→ **Exercise instructions**: Images are not part of the copy; transcribe all the data exactly.

▼

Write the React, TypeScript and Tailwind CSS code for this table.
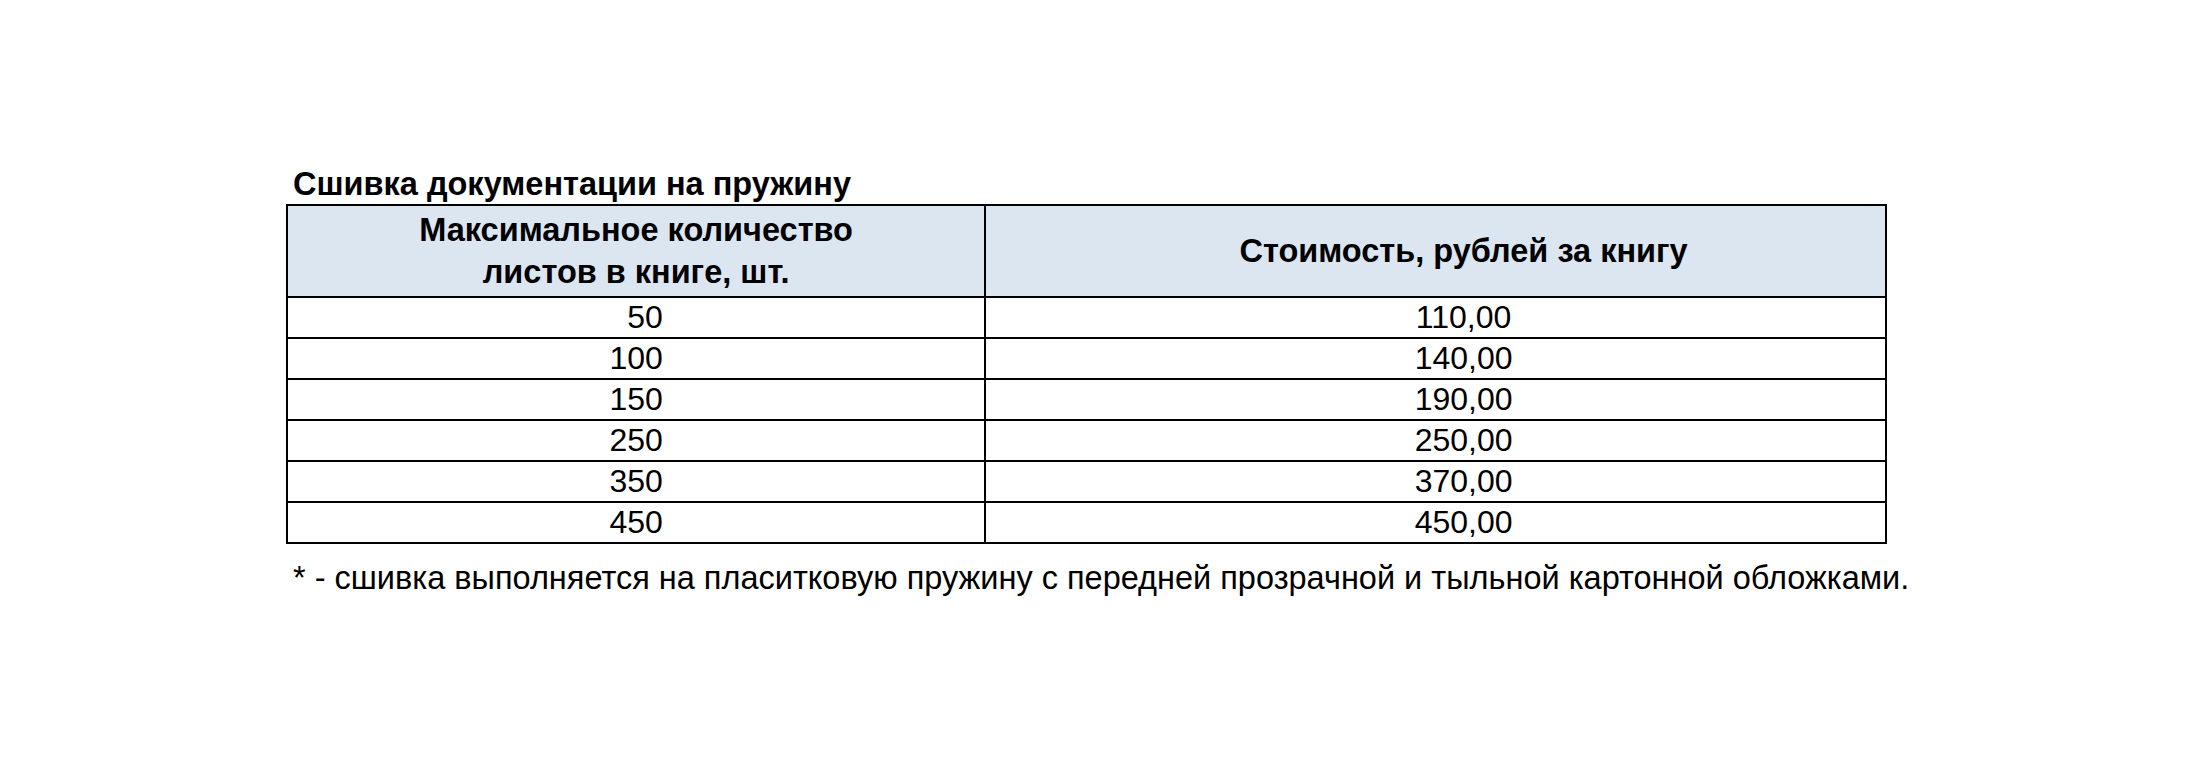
const rows = [
  ["\u00a0\u00a050", "110,00"],
  ["100", "140,00"],
  ["150", "190,00"],
  ["250", "250,00"],
  ["350", "370,00"],
  ["450", "450,00"],
];

export default function App() {
  return (
    <div
      className="min-h-[768px] w-full bg-white pt-[166px] pl-[286px] text-black"
      style={{ fontFamily: '"Liberation Sans", Arial, sans-serif' }}
    >
      <div className="pl-[7px] text-[32.5px] font-bold leading-[36px]">
        Сшивка документации на пружину
      </div>
      <table className="mt-[2px] w-[1601px] border-collapse">
        <colgroup>
          <col className="w-[699px]" />
          <col className="w-[902px]" />
        </colgroup>
        <thead>
          <tr className="h-[92px] bg-[#dce6f1]">
            <th className="border-2 border-black p-0 text-[32.5px] font-bold leading-[42px]">
              Максимальное количество
              <br />
              листов в книге, шт.
            </th>
            <th className="border-2 border-black p-0 pl-[56px] text-[32.5px] font-bold leading-[42px]">
              Стоимость, рублей за книгу
            </th>
          </tr>
        </thead>
        <tbody>
          {rows.map(([count, price]) => (
            <tr key={price} className="h-[41px]">
              <td className="border-2 border-black p-0 text-center text-[32px] leading-[37px] whitespace-pre">
                {count}
              </td>
              <td className="border-2 border-black p-0 pl-[56px] text-center text-[32px] leading-[37px]">
                {price}
              </td>
            </tr>
          ))}
        </tbody>
      </table>
      <div className="mt-[16px] pl-[7px] text-[32.5px] leading-[36px]">
        * - сшивка выполняется на пласитковую пружину с передней прозрачной и тыльной картонной обложками.
      </div>
    </div>
  );
}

▲

→ **Reply**:
Write the React, TypeScript and Tailwind CSS code for this table.
const rows = [
  ["\u00a0\u00a050", "110,00"],
  ["100", "140,00"],
  ["150", "190,00"],
  ["250", "250,00"],
  ["350", "370,00"],
  ["450", "450,00"],
];

export default function App() {
  return (
    <div
      className="min-h-[768px] w-full bg-white pt-[166px] pl-[286px] text-black"
      style={{ fontFamily: '"Liberation Sans", Arial, sans-serif' }}
    >
      <div className="pl-[7px] text-[32.5px] font-bold leading-[36px]">
        Сшивка документации на пружину
      </div>
      <table className="mt-[2px] w-[1601px] border-collapse">
        <colgroup>
          <col className="w-[699px]" />
          <col className="w-[902px]" />
        </colgroup>
        <thead>
          <tr className="h-[92px] bg-[#dce6f1]">
            <th className="border-2 border-black p-0 text-[32.5px] font-bold leading-[42px]">
              Максимальное количество
              <br />
              листов в книге, шт.
            </th>
            <th className="border-2 border-black p-0 pl-[56px] text-[32.5px] font-bold leading-[42px]">
              Стоимость, рублей за книгу
            </th>
          </tr>
        </thead>
        <tbody>
          {rows.map(([count, price]) => (
            <tr key={price} className="h-[41px]">
              <td className="border-2 border-black p-0 text-center text-[32px] leading-[37px] whitespace-pre">
                {count}
              </td>
              <td className="border-2 border-black p-0 pl-[56px] text-center text-[32px] leading-[37px]">
                {price}
              </td>
            </tr>
          ))}
        </tbody>
      </table>
      <div className="mt-[16px] pl-[7px] text-[32.5px] leading-[36px]">
        * - сшивка выполняется на пласитковую пружину с передней прозрачной и тыльной картонной обложками.
      </div>
    </div>
  );
}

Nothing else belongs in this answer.